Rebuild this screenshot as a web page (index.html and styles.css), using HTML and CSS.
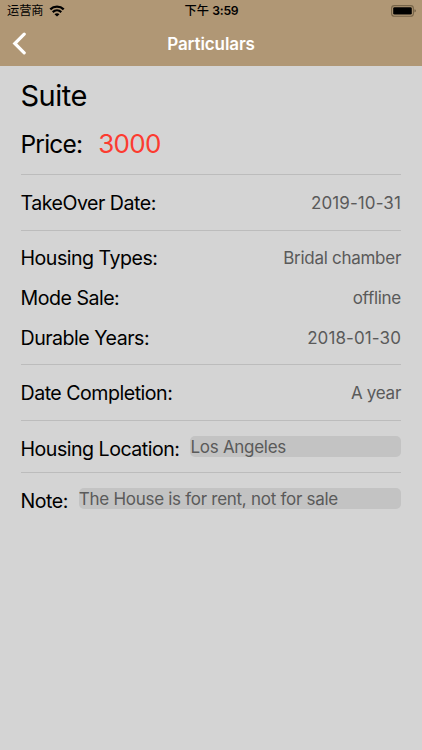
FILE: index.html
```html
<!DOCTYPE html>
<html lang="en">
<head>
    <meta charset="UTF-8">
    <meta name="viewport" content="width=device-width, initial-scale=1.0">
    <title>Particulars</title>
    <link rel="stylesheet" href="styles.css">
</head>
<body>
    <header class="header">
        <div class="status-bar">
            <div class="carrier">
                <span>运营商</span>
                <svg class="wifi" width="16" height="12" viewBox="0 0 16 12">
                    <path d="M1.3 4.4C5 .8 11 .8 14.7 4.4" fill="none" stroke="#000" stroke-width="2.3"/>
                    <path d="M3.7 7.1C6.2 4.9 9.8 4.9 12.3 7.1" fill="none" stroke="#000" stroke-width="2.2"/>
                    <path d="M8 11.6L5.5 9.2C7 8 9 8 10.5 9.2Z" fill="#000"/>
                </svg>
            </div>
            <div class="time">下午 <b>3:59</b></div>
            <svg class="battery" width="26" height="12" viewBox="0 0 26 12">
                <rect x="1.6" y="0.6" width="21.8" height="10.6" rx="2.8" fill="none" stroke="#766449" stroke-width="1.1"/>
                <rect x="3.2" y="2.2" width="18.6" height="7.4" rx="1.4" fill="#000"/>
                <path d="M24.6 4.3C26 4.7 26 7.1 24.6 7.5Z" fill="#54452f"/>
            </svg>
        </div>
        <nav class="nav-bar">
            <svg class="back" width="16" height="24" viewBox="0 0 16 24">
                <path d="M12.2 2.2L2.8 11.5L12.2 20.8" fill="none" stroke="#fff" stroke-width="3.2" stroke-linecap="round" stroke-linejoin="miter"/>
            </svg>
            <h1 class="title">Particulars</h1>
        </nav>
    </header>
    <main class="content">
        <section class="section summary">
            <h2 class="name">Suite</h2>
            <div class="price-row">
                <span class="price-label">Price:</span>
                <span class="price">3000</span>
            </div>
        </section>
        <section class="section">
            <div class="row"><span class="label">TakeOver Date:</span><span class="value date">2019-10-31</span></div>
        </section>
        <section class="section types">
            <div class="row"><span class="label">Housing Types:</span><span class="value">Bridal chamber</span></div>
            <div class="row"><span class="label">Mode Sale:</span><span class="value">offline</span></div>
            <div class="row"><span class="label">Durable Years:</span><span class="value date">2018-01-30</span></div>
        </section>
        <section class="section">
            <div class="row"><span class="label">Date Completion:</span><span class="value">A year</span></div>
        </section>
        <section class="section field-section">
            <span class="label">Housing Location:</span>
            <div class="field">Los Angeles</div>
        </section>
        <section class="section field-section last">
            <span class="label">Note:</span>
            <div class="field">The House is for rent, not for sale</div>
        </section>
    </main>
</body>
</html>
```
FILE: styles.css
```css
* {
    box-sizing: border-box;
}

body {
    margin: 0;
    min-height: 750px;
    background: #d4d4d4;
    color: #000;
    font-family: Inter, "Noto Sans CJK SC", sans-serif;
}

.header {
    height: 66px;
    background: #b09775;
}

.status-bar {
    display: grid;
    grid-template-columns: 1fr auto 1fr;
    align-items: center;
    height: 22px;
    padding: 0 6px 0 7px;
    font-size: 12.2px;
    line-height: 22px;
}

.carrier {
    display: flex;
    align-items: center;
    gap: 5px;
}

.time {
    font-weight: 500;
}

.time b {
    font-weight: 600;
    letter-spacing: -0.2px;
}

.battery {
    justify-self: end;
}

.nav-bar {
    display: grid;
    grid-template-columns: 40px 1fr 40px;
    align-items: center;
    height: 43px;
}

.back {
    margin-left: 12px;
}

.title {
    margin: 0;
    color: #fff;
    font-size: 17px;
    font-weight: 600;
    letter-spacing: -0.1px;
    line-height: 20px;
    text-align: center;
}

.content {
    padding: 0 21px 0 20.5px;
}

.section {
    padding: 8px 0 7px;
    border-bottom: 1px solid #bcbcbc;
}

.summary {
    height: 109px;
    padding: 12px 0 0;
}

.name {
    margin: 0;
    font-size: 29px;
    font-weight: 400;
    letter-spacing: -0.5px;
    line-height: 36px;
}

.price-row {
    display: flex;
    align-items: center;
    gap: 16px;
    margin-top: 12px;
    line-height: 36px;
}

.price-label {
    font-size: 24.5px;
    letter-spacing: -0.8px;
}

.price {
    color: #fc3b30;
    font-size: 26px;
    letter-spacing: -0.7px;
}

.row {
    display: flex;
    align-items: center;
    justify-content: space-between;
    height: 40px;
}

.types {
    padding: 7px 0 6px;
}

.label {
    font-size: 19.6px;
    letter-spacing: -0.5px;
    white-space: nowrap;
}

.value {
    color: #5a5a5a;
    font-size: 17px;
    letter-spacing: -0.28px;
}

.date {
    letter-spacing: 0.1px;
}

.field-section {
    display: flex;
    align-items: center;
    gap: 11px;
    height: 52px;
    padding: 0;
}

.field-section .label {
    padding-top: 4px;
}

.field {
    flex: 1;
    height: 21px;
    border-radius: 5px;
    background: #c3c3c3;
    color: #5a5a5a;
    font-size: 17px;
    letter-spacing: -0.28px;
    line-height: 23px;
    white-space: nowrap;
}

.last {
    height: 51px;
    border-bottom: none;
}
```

*Problem to work on*: In the copy, include no pictures; restate the listing above exactly.

*Answer to the task*:
Rebuild this screenshot as a web page (index.html and styles.css), using HTML and CSS.
FILE: index.html
```html
<!DOCTYPE html>
<html lang="en">
<head>
    <meta charset="UTF-8">
    <meta name="viewport" content="width=device-width, initial-scale=1.0">
    <title>Particulars</title>
    <link rel="stylesheet" href="styles.css">
</head>
<body>
    <header class="header">
        <div class="status-bar">
            <div class="carrier">
                <span>运营商</span>
                <svg class="wifi" width="16" height="12" viewBox="0 0 16 12">
                    <path d="M1.3 4.4C5 .8 11 .8 14.7 4.4" fill="none" stroke="#000" stroke-width="2.3"/>
                    <path d="M3.7 7.1C6.2 4.9 9.8 4.9 12.3 7.1" fill="none" stroke="#000" stroke-width="2.2"/>
                    <path d="M8 11.6L5.5 9.2C7 8 9 8 10.5 9.2Z" fill="#000"/>
                </svg>
            </div>
            <div class="time">下午 <b>3:59</b></div>
            <svg class="battery" width="26" height="12" viewBox="0 0 26 12">
                <rect x="1.6" y="0.6" width="21.8" height="10.6" rx="2.8" fill="none" stroke="#766449" stroke-width="1.1"/>
                <rect x="3.2" y="2.2" width="18.6" height="7.4" rx="1.4" fill="#000"/>
                <path d="M24.6 4.3C26 4.7 26 7.1 24.6 7.5Z" fill="#54452f"/>
            </svg>
        </div>
        <nav class="nav-bar">
            <svg class="back" width="16" height="24" viewBox="0 0 16 24">
                <path d="M12.2 2.2L2.8 11.5L12.2 20.8" fill="none" stroke="#fff" stroke-width="3.2" stroke-linecap="round" stroke-linejoin="miter"/>
            </svg>
            <h1 class="title">Particulars</h1>
        </nav>
    </header>
    <main class="content">
        <section class="section summary">
            <h2 class="name">Suite</h2>
            <div class="price-row">
                <span class="price-label">Price:</span>
                <span class="price">3000</span>
            </div>
        </section>
        <section class="section">
            <div class="row"><span class="label">TakeOver Date:</span><span class="value date">2019-10-31</span></div>
        </section>
        <section class="section types">
            <div class="row"><span class="label">Housing Types:</span><span class="value">Bridal chamber</span></div>
            <div class="row"><span class="label">Mode Sale:</span><span class="value">offline</span></div>
            <div class="row"><span class="label">Durable Years:</span><span class="value date">2018-01-30</span></div>
        </section>
        <section class="section">
            <div class="row"><span class="label">Date Completion:</span><span class="value">A year</span></div>
        </section>
        <section class="section field-section">
            <span class="label">Housing Location:</span>
            <div class="field">Los Angeles</div>
        </section>
        <section class="section field-section last">
            <span class="label">Note:</span>
            <div class="field">The House is for rent, not for sale</div>
        </section>
    </main>
</body>
</html>
```
FILE: styles.css
```css
* {
    box-sizing: border-box;
}

body {
    margin: 0;
    min-height: 750px;
    background: #d4d4d4;
    color: #000;
    font-family: Inter, "Noto Sans CJK SC", sans-serif;
}

.header {
    height: 66px;
    background: #b09775;
}

.status-bar {
    display: grid;
    grid-template-columns: 1fr auto 1fr;
    align-items: center;
    height: 22px;
    padding: 0 6px 0 7px;
    font-size: 12.2px;
    line-height: 22px;
}

.carrier {
    display: flex;
    align-items: center;
    gap: 5px;
}

.time {
    font-weight: 500;
}

.time b {
    font-weight: 600;
    letter-spacing: -0.2px;
}

.battery {
    justify-self: end;
}

.nav-bar {
    display: grid;
    grid-template-columns: 40px 1fr 40px;
    align-items: center;
    height: 43px;
}

.back {
    margin-left: 12px;
}

.title {
    margin: 0;
    color: #fff;
    font-size: 17px;
    font-weight: 600;
    letter-spacing: -0.1px;
    line-height: 20px;
    text-align: center;
}

.content {
    padding: 0 21px 0 20.5px;
}

.section {
    padding: 8px 0 7px;
    border-bottom: 1px solid #bcbcbc;
}

.summary {
    height: 109px;
    padding: 12px 0 0;
}

.name {
    margin: 0;
    font-size: 29px;
    font-weight: 400;
    letter-spacing: -0.5px;
    line-height: 36px;
}

.price-row {
    display: flex;
    align-items: center;
    gap: 16px;
    margin-top: 12px;
    line-height: 36px;
}

.price-label {
    font-size: 24.5px;
    letter-spacing: -0.8px;
}

.price {
    color: #fc3b30;
    font-size: 26px;
    letter-spacing: -0.7px;
}

.row {
    display: flex;
    align-items: center;
    justify-content: space-between;
    height: 40px;
}

.types {
    padding: 7px 0 6px;
}

.label {
    font-size: 19.6px;
    letter-spacing: -0.5px;
    white-space: nowrap;
}

.value {
    color: #5a5a5a;
    font-size: 17px;
    letter-spacing: -0.28px;
}

.date {
    letter-spacing: 0.1px;
}

.field-section {
    display: flex;
    align-items: center;
    gap: 11px;
    height: 52px;
    padding: 0;
}

.field-section .label {
    padding-top: 4px;
}

.field {
    flex: 1;
    height: 21px;
    border-radius: 5px;
    background: #c3c3c3;
    color: #5a5a5a;
    font-size: 17px;
    letter-spacing: -0.28px;
    line-height: 23px;
    white-space: nowrap;
}

.last {
    height: 51px;
    border-bottom: none;
}
```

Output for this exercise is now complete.